Finissons-en avec un dernier événement qui permettra de boucler la boucle. Dans deux jours, ce sera la journée officielle de commémoration de la traite, de l'esclavage et de leurs abolitions. Aucune chance que ça on l'oublie. Aucune chance que ça les enfants des écoles n'en aient pas entendu parler. D'ailleurs depuis la loi Taubira, c'est obligatoire. Cela dit, j'exagère. Car sans doute pour ne pas surcharger les jeunes cerveaux ne leur parle-t-on que de cette partie de l'esclavage, de la traite qui nous concerne, enfin ce à quoi ont participé un nombre restreint de Français il y a longtemps tandis que la majorité des autres bien trop occupés à cultiver leurs terres ignoraient complètement que ça existait. C'est pas ça? C'est toute la France, tous les Français de l'époque qui sont coupables? Et qui nous ont légué leurs fautes? Pardon je ne savais pas. Donc repentance pour tous. Obligatoire. Enfin pour tous, pas exactement. Juste les blancs. Faut pas accabler les jeunes des cités, qu'elle a dit Taubira quand on lui a fait remarquer que l'esclavage et les traites n'étaient pas une spécificité européenne, et à fortiori française.

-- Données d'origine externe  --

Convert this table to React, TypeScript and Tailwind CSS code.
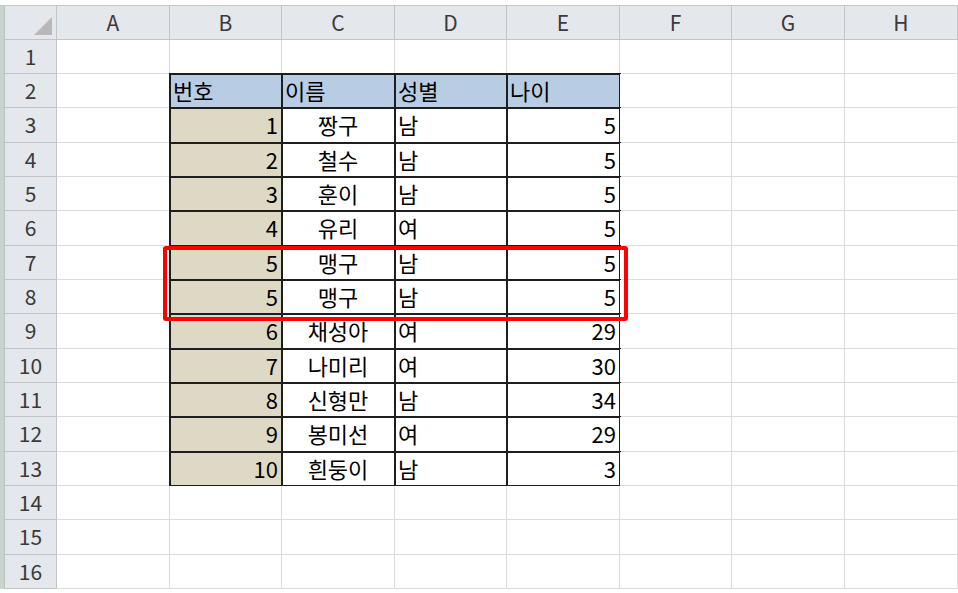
import React from "react";

const COLS = ["A", "B", "C", "D", "E", "F", "G", "H"];
const COL_W = [113, 112, 113, 112, 113, 112, 113, 113];
const ROW_H = [34, 34, 35, 34, 34, 35, 34, 34, 35, 34, 34, 35, 34, 34, 35, 34];

// B2:E13 table contents
const people: [string, string, string, string][] = [
  ["1", "짱구", "남", "5"],
  ["2", "철수", "남", "5"],
  ["3", "훈이", "남", "5"],
  ["4", "유리", "여", "5"],
  ["5", "맹구", "남", "5"],
  ["5", "맹구", "남", "5"],
  ["6", "채성아", "여", "29"],
  ["7", "나미리", "여", "30"],
  ["8", "신형만", "남", "34"],
  ["9", "봉미선", "여", "29"],
  ["10", "흰둥이", "남", "3"],
];

function cellContent(row: number, col: number) {
  // col: 0 = A ... 7 = H
  if (col < 1 || col > 4) return null;
  if (row === 2) {
    const head = ["번호", "이름", "성별", "나이"][col - 1];
    return { text: head, cls: "justify-start pl-[3px] bg-[#b8cce4]" };
  }
  if (row >= 3 && row <= 13) {
    const v = people[row - 3][col - 1];
    if (col === 1) return { text: v, cls: "justify-end pr-[3px] bg-[#ddd9c4]" };
    if (col === 2) return { text: v, cls: "justify-center bg-white" };
    if (col === 3) return { text: v, cls: "justify-start pl-[3px] bg-white" };
    return { text: v, cls: "justify-end pr-[3px] bg-white" };
  }
  return null;
}

export default function App() {
  return (
    <div
      className="relative w-[958px] h-[593px] overflow-hidden bg-white text-black"
      style={{ fontFamily: '"Noto Sans CJK KR", "Noto Sans", sans-serif' }}
    >
      {/* formula bar edge */}
      <div className="h-[6px] bg-white border-b border-[#c3c7cb]" />

      <div className="flex">
        {/* left window edge */}
        <div className="w-[5px] bg-[#c9d2cc] border-r border-[#b9c2bc] shrink-0" />

        <div
          className="grid"
          style={{
            gridTemplateColumns: `52px ${COL_W.map((w) => `${w}px`).join(" ")}`,
            gridTemplateRows: `34px ${ROW_H.map((h) => `${h}px`).join(" ")}`,
          }}
        >
          {/* corner */}
          <div className="relative bg-[#e4e7eb] border-r border-b border-[#c0c4c8]">
            <div className="absolute right-[4px] bottom-[4px] w-0 h-0 border-l-[18px] border-l-transparent border-b-[18px] border-b-[#b8b8b8]" />
          </div>
          {COLS.map((c) => (
            <div
              key={c}
              className="flex items-center justify-center bg-[#e4e7eb] border-r border-b border-[#c0c4c8] text-[21px] text-[#3a3a3a]"
            >
              {c}
            </div>
          ))}

          {ROW_H.map((_, ri) => {
            const row = ri + 1;
            return (
              <React.Fragment key={row}>
                <div className="flex items-center justify-center bg-[#e4e7eb] border-r border-b border-[#c0c4c8] text-[21px] text-[#3a3a3a]">
                  {row}
                </div>
                {COLS.map((c, ci) => {
                  const content = cellContent(row, ci);
                  if (!content) {
                    return <div key={c} className="border-r border-b border-[#dadcdd] bg-white" />;
                  }
                  return (
                    <div
                      key={c}
                      className={`flex items-center pb-[2px] text-[22px] leading-none border-r border-b border-[#dadcdd] outline-2 outline-[#1e1e1e] -outline-offset-1 ${content.cls}`}
                    >
                      {content.text}
                    </div>
                  );
                })}
              </React.Fragment>
            );
          })}
        </div>
      </div>

      {/* highlight on duplicated rows 7-8 */}
      <div className="absolute left-[163px] top-[246px] w-[465px] h-[75px] border-4 border-[#ff0000] rounded-[3px] pointer-events-none" />
    </div>
  );
}
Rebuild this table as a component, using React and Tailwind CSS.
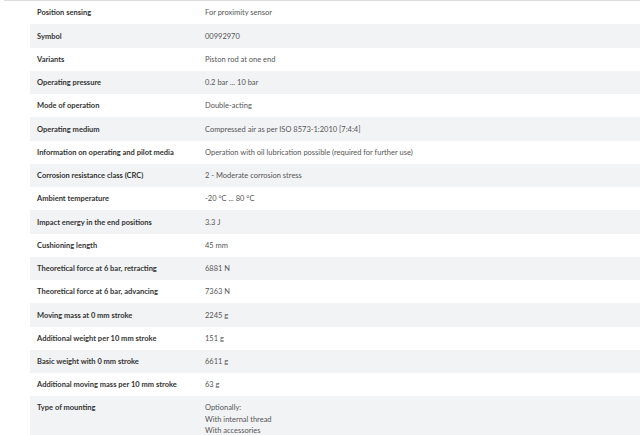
const rows = [
  ["Position sensing", ["For proximity sensor"]],
  ["Symbol", ["00992970"]],
  ["Variants", ["Piston rod at one end"]],
  ["Operating pressure", ["0.2 bar ... 10 bar"]],
  ["Mode of operation", ["Double-acting"]],
  ["Operating medium", ["Compressed air as per ISO 8573-1:2010 [7:4:4]"]],
  ["Information on operating and pilot media", ["Operation with oil lubrication possible (required for further use)"]],
  ["Corrosion resistance class (CRC)", ["2 - Moderate corrosion stress"]],
  ["Ambient temperature", ["-20 °C ... 80 °C"]],
  ["Impact energy in the end positions", ["3.3 J"]],
  ["Cushioning length", ["45 mm"]],
  ["Theoretical force at 6 bar, retracting", ["6881 N"]],
  ["Theoretical force at 6 bar, advancing", ["7363 N"]],
  ["Moving mass at 0 mm stroke", ["2245 g"]],
  ["Additional weight per 10 mm stroke", ["151 g"]],
  ["Basic weight with 0 mm stroke", ["6611 g"]],
  ["Additional moving mass per 10 mm stroke", ["63 g"]],
  ["Type of mounting", ["Optionally:", "With internal thread", "With accessories"]],
];

export default function App() {
  return (
    <div className="w-[640px] h-[435px] overflow-hidden bg-white font-['Lato',sans-serif]">
      <div className="border-t border-[#dcdcdc] ml-[4px]">
        <div className="ml-[26px]">
          {rows.map(([label, values], i) => (
            <div
              key={label}
              className={`flex ${values.length > 1 ? "items-start pt-[6px] pb-[6px]" : "items-center h-[23.25px] pt-[1px]"} ${i % 2 === 1 ? "bg-[#f2f3f5]" : "bg-white"}`}
            >
              <div className="w-[175px] pl-[7px] text-[7.5px] font-bold text-[#333333] leading-[11.5px]">
                {label}
              </div>
              <div className="flex-1 text-[7.5px] text-[#555555] leading-[11.5px]">
                {values.map((v) => (
                  <div key={v}>{v}</div>
                ))}
              </div>
            </div>
          ))}
        </div>
      </div>
    </div>
  );
}
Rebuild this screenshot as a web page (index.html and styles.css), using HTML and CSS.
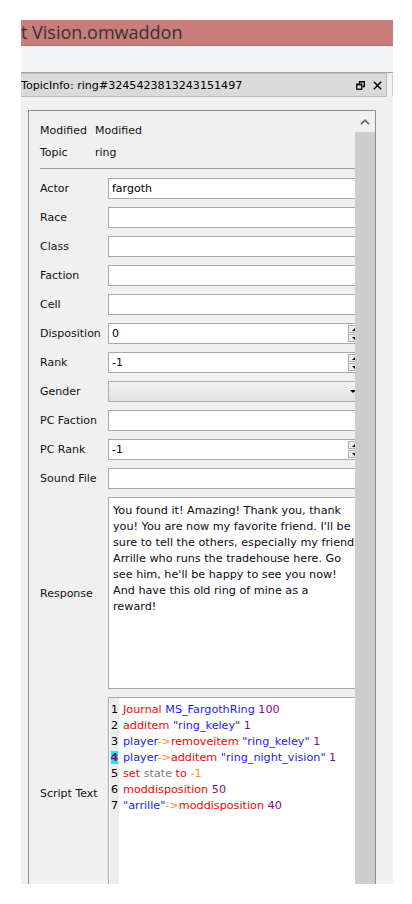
FILE: index.html
```html
<!DOCTYPE html>
<html>
<head>
<meta charset="utf-8">
<link rel="stylesheet" href="styles.css">
</head>
<body>
<div class="window">
  <div class="titlebar">t Vision.omwaddon</div>
  <div class="toolbar"></div>
  <div class="dock-top">
    <div class="dock-head">
      <span class="dock-title">TopicInfo: ring#3245423813243151497</span>
      <span class="dock-btns">
        <svg class="ico" width="9" height="9" viewBox="0 0 9 9"><path d="M3.5 2.5V0.75H8.25V5.5H6.5" fill="none" stroke="#000" stroke-width="1.3"/><rect x="0.75" y="3.25" width="5" height="5" fill="none" stroke="#000" stroke-width="1.3"/><path d="M0.5 3.6H6" stroke="#000" stroke-width="1.6"/></svg>
        <svg class="ico" width="9" height="9" viewBox="0 0 9 9"><path d="M0.8 0.8L8.2 8.2M8.2 0.8L0.8 8.2" stroke="#000" stroke-width="1.4"/></svg>
      </span>
    </div>
    <div class="dock-edge"></div>
  </div>
  <div class="dock-body">
    <div class="frame">
      <div class="content">
        <div class="info"><span class="info-label">Modified</span><span>Modified</span></div>
        <div class="info"><span class="info-label">Topic</span><span>ring</span></div>
        <div class="sep"></div>
        <div class="form">
          <div class="label">Actor</div><div class="field">fargoth</div>
          <div class="label">Race</div><div class="field"></div>
          <div class="label">Class</div><div class="field"></div>
          <div class="label">Faction</div><div class="field"></div>
          <div class="label">Cell</div><div class="field"></div>
          <div class="label">Disposition</div><div class="field spin"><span class="spin-text">0</span><span class="spin-btns"><span class="sbtn"><span class="tri-up"></span></span><span class="sbtn"><span class="tri-down"></span></span></span></div>
          <div class="label">Rank</div><div class="field spin"><span class="spin-text">-1</span><span class="spin-btns"><span class="sbtn"><span class="tri-up"></span></span><span class="sbtn"><span class="tri-down"></span></span></span></div>
          <div class="label">Gender</div><div class="field combo"><span class="tri-down combo-arrow"></span></div>
          <div class="label">PC Faction</div><div class="field"></div>
          <div class="label">PC Rank</div><div class="field spin"><span class="spin-text">-1</span><span class="spin-btns"><span class="sbtn"><span class="tri-up"></span></span><span class="sbtn"><span class="tri-down"></span></span></span></div>
          <div class="label">Sound File</div><div class="field"></div>
          <div class="label">Response</div>
          <div class="textbox response">You found it! Amazing! Thank you, thank
you! You are now my favorite friend. I'll be
sure to tell the others, especially my friend
Arrille who runs the tradehouse here. Go
see him, he'll be happy to see you now!
And have this old ring of mine as a
reward!</div>
          <div class="label">Script Text</div>
          <div class="textbox script">
            <div class="gutter">
              <div>1</div><div>2</div><div>3</div><div><span class="cur">4</span></div><div>5</div><div>6</div><div>7</div>
            </div>
            <div class="code">
              <div><span class="kw">Journal</span> <span class="id">MS_FargothRing</span> <span class="num">100</span></div>
              <div><span class="kw">additem</span> <span class="id">"ring_keley"</span> <span class="num">1</span></div>
              <div><span class="id">player</span><span class="op">-&gt;</span><span class="kw">removeitem</span> <span class="id">"ring_keley"</span> <span class="num">1</span></div>
              <div><span class="id">player</span><span class="op">-&gt;</span><span class="kw">additem</span> <span class="id">"ring_night_vision"</span> <span class="num">1</span></div>
              <div><span class="kw">set</span> <span class="var">state</span> <span class="kw">to</span> <span class="op">-1</span></div>
              <div><span class="kw">moddisposition</span> <span class="num">50</span></div>
              <div><span class="id">"arrille"</span><span class="op">-&gt;</span><span class="kw">moddisposition</span> <span class="num">40</span></div>
            </div>
          </div>
        </div>
      </div>
      <div class="scrollbar">
        <div class="sb-arrow"><svg width="10" height="6" viewBox="0 0 10 6"><path d="M1 5.2L5 1.2L9 5.2" fill="none" stroke="#606060" stroke-width="1.6"/></svg></div>
        <div class="sb-thumb"></div>
      </div>
    </div>
  </div>
</div>
</body>
</html>
```

FILE: styles.css
```css
html, body {
  margin: 0;
  padding: 0;
  background: #ffffff;
}

body {
  font-family: "DejaVu Sans", sans-serif;
  font-size: 11px;
  color: #000;
}

.window {
  margin: 20px 0 0 21px;
  width: 372px;
  height: 864px;
  overflow: hidden;
  background: #f0f0f0;
  display: flex;
  flex-direction: column;
}

.titlebar {
  height: 25px;
  flex: none;
  background: #c97d7a;
  border-bottom: 1px solid #b56e6b;
  font-family: "Open Sans", sans-serif;
  font-size: 18px;
  line-height: 25px;
  color: #333;
  white-space: nowrap;
  overflow: hidden;
}

.toolbar {
  height: 26px;
  flex: none;
  background: #f3f4f6;
  border-bottom: 1px solid #a3a3a3;
}

.dock-top {
  height: 24px;
  flex: none;
  display: flex;
  align-items: stretch;
  background: #f0f0f0;
}

.dock-head {
  width: 366px;
  box-sizing: border-box;
  border: 1px solid #bdbdbd;
  border-left: none;
  background: #dadada;
  display: flex;
  align-items: center;
  white-space: nowrap;
}

.dock-title {
  font-size: 11.1px;
  color: #000;
  flex: 1;
  padding-top: 1px;
}

.dock-btns {
  display: flex;
  align-items: center;
  gap: 8px;
  padding-right: 4px;
}

.ico {
  display: block;
}

.dock-edge {
  width: 1px;
  margin: 1px 0 1px 5px;
  background: #cfcfcf;
}

.dock-body {
  flex: 1;
  padding: 13px 0 0 7px;
  overflow: hidden;
}

.frame {
  width: 348px;
  height: 800px;
  box-sizing: border-box;
  border: 1px solid #8d8d8d;
  border-bottom: none;
  display: flex;
}

.content {
  width: 326px;
  overflow: hidden;
  padding: 9px 0 0 11px;
  box-sizing: border-box;
}

.info {
  height: 22px;
  line-height: 22px;
  display: flex;
  white-space: nowrap;
  color: #111;
}

.info-label {
  width: 55px;
}

.sep {
  margin: 4px 0 9px 0;
  height: 1px;
  width: 330px;
  background: #a0a0a0;
}

.form {
  width: 324px;
  display: grid;
  grid-template-columns: 68px 256px;
  grid-auto-rows: auto;
  row-gap: 8px;
  align-items: center;
}

.label {
  white-space: nowrap;
  color: #111;
}

.field {
  height: 21px;
  box-sizing: border-box;
  border: 1px solid #a8a8a8;
  background: #fff;
  line-height: 19px;
  padding-left: 3px;
  white-space: nowrap;
  display: flex;
}

.spin {
  padding-right: 1px;
}

.spin-text {
  flex: 1;
}

.spin-btns {
  width: 14px;
  display: flex;
  flex-direction: column;
  gap: 1px;
  padding: 1px 0;
}

.sbtn {
  flex: 1;
  box-sizing: border-box;
  border: 1px solid #acacac;
  background: #ececec;
  display: flex;
  align-items: center;
  justify-content: center;
}

.tri-up {
  width: 0;
  height: 0;
  border-left: 3px solid transparent;
  border-right: 3px solid transparent;
  border-bottom: 3px solid #000;
}

.tri-down {
  width: 0;
  height: 0;
  border-left: 3px solid transparent;
  border-right: 3px solid transparent;
  border-top: 3px solid #000;
}

.combo {
  background: linear-gradient(#f3f3f3, #e2e2e2);
  border-color: #adadad;
  justify-content: flex-end;
  align-items: center;
  padding-right: 7px;
}

.textbox {
  height: 192px;
  box-sizing: border-box;
  border: 1px solid #a8a8a8;
  background: #fff;
  overflow: hidden;
}

.response {
  white-space: pre;
  font-size: 11.2px;
  line-height: 16px;
  padding: 5px 0 0 4px;
  color: #0a0a1a;
}

.script {
  height: 193px;
  display: flex;
  font-size: 11.2px;
  line-height: 16px;
  white-space: nowrap;
}

.gutter {
  width: 9px;
  margin-left: 1px;
  background: #ececec;
  padding-top: 4px;
  text-align: center;
  color: #000;
}

.cur {
  background: #1fe6ea;
  color: #7b0a84;
  font-weight: bold;
}

.code {
  padding: 4px 0 0 4px;
}

.kw { color: #ff0000; }
.id { color: #1a1aff; }
.num { color: #8b0a8b; }
.op { color: #ff8c1a; }
.var { color: #808080; }

.scrollbar {
  width: 20px;
  display: flex;
  flex-direction: column;
}

.sb-arrow {
  height: 21px;
  display: flex;
  justify-content: center;
  align-items: center;
}

.sb-thumb {
  flex: 1;
  background: #cdcdcd;
}
```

En fait je pense à ça suite aux réactions qui ont suivi le tweet de Mariani, c'est mon député, à propos de la démonstration faite par Boko Haram. Je ne vais pas commenter l'opportunité de ce tweet qui me démontre une fois de plus que les gens qui ont quelque chose à exprimer devraient éviter ce moyen forcément réducteur de la pensée ou du moins ouvrant le champ à toutes les interprétations possibles. J'imagine que Mariani s'appuyant sur la menace de mise en esclavage de fillettes par des islamistes a voulu, à cette veille d'une commémoration que certains, et j'en suis, voient comme une marque de repentance, indiquer que l'esclavage n'était pas notre apanage et que l'histoire de l'esclavage et des traites pouvait amplement le démontrer.
Mais évidemment ça ne peut pas plaire. Non pas parce que c'est déplacé, on peut en juger ainsi, mais parce que c'est vrai. Or la vérité est l'ennemie de tous les idéologues. Et notamment de ceux qui n'ont de cesse de salir notre histoire, de salir les Français, de salir les blancs en général, comme s'ils étaient porteurs de tous les crimes de l'humanité. D'un côté les méchants, nous, de l'autre les victimes, tous les autres. Pour ceux-là l'histoire, la vraie histoire dans toutes ses dimensions est une horreur, une abomination. Alors ils sélectionnent, provoquant même des lois à l'occasion. Pour eux le 8 mai, c'est Sétif, et l'esclavage pratiqué par d'autres que les blancs ne doit pas avoir existé. Il est donc interdit d'en faire mention. En ce sens ils ont reçu l'appui de la représentation nationale qui a voté comme un seul homme la loi Taubira.

L'histoire est un enjeu politique. Ce n'est peut-être pas nouveau. Ce qui est sans doute nouveau, c'est que chez nous elle est devenue l'instrument du détricotage de la nation, alors qu'elle en était auparavant le ciment. Et la responsabilité de l'Etat, soit qui n'a pas su résister aux pressions qui ont provoqué ce retournement, soit qui s'en est rendu complice, souvenons-nous du voyage de Hollande en Algérie ou à la déclaration de Fabius concernant Giap, est très grave.